Speaker after speaker emphasized the importance of respecting cultural traditions and learning from the past, a past that for the Kumeyaay, extends back 10,000 years or more. They also pledged tribal council unity to create a vision for the future.
 

Newly elected Chairman Pico said he looks forward to leading his people “down a new path that is exciting and sustainable…This is about us as a people. What will we be 100 years from now?”

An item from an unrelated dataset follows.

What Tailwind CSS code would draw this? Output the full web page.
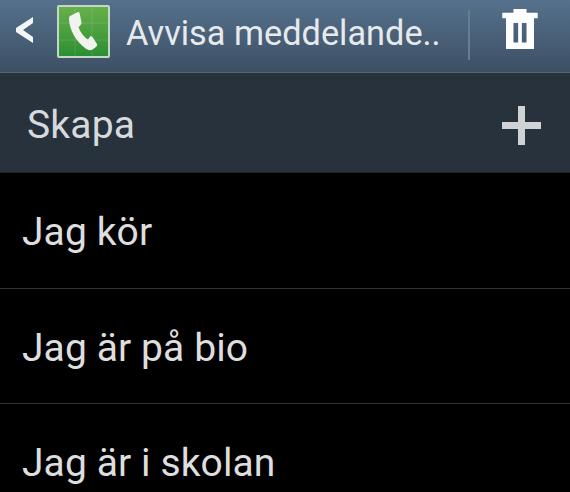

For thousands of years, Kumeyaay ancestors respected all of creation, he noted, but later suffered “unspeakable genocide” as well as stolen lands and broken treaties. “We were literally pushed into the rocks.”

 

He recalled the sacrifices made for future generations by the ancient Kumeyaay and to the original shareholders of the valley. “We owe them a great debt of gratitude, which is why we must embrace the pain and uncertainty of our future and create a place for those not yet born, those for 175 years from now, those of the seventh generation from today,” he said. “We will need courage going forth—and my experience with you in the last 20 years, courage is what you have an abundance of.”
 

In the 1930s, the tribe followed through on a vision for the future and bought land on the site of the current generation, including the community center where the swearing-in ceremony was held. Later, Indian gaming brought economic prosperity to the tribe—but also challenges. Now Pico says it is time for the tribe to once again create a new vision for its future.
 

“We have seen more changes in the last 50 years than our ancestors saw in 10,000 years,” Pico observed. Some tribal elders worried that younger Viejas members would lose their language and customs. “We were propelled forward by gaming so fast that the wheels almost fell off the race car.”

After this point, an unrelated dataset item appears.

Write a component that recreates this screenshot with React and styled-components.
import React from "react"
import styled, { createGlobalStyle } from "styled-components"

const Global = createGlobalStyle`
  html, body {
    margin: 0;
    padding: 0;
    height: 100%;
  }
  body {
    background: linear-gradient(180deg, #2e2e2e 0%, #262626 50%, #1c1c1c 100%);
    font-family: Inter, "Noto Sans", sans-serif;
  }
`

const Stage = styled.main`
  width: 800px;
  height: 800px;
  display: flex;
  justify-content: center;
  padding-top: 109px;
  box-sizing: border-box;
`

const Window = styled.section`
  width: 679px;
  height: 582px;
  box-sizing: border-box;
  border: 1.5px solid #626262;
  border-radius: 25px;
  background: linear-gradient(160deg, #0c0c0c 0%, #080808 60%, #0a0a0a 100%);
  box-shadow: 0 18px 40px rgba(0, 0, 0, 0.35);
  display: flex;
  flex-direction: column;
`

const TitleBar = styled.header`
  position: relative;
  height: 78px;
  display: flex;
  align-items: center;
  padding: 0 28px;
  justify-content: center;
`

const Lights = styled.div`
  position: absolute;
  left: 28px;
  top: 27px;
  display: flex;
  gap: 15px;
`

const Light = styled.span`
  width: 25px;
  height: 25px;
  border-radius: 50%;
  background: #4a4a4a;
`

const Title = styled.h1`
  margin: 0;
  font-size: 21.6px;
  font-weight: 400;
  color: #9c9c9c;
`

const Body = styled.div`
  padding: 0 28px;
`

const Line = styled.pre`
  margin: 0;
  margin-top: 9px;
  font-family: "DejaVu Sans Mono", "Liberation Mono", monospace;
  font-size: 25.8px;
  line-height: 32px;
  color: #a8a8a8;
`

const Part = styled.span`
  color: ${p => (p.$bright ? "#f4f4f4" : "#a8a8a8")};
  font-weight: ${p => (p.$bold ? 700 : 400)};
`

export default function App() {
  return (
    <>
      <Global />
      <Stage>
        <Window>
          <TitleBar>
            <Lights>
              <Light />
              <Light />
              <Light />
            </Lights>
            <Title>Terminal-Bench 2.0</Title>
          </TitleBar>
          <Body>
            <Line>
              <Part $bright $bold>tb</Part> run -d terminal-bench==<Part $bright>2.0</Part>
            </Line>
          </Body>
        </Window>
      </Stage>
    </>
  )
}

Pico believes that everything his people need stems from good governance. “Now is the time to take a closer look at our government,” he said. “We have cracks to fill and bricks to build…That’s nation building.” He told tribal members present, “I invite all of you to join in the nation building effort. I can provide guidance and leadership, along with your tribal council—but it will take an entire community to make it happen.”
 

Thomas Hyde, an esteemed elder, performed a ceremonial blessing with burning sage. Two other tribal members performed a traditional bird song before the swearing in by Judge Anthony Brandenburg, Chief Judge of the Intertribal Court of Southern California. The event, attended by San Diego community leaders and elected officials as well as tribal members, also included a luncheon.
 

Pico spoke last, following Kumeyaay tradition. Other tribal council members also addressed the audience.
 

Vice Chairman Robert “Cita” Welch Jr. emphasized the importance of sovereignty, the right for a tribe to govern itself, but added, “To protect our sovereignty, we must use it wisely.” He also stressed the importance of creating “a sense of hope and to push our children to receive a degree from college,” noting that education provides hope for the future.
 

Secretary Anita R. Uqualla urged the people not to be like a silent breeze, but instead “be like the loud, strong wind that blows through here and moves things.”
 

Samuel Q. Brown, Treasurer, expressed gratitude to his parents and the lessons he learned growing up on the reservation. “We as a people have always been investors,” he said, praising ancestors who in the 1930s made the decision to buy 1,600 acres of land for Viejas. He likened the act to planting an acorn, knowing that the tree that grows from it will not bear fruit in a lifetime, but will provide food for future generations. He said the tribal council needs to draw on lessons from the past to “lead us again to prosperity, but that this will require a unified vision. “What will be our contribution, our oak trees, for future generations?” he asked.
 

Greybuck Espinoza, Councilman, agreed, and pledged to work toward “unity, discipline, and a vision we can all believe in.”

Victor Woods, Councilman, said spirituality and more use of Native language are important values. “I have turned my life around,” he said, “and I stand before you today to give back.”
 

Raymond “Bear” Cuero, Councilman, welcomed the audience with a traditional Kumeyaay greeting, “Howka!” Echoing the sentiments of other new leaders on the tribal council, Cuero said that tribal customs, visions, and education “are extremely important to our future.”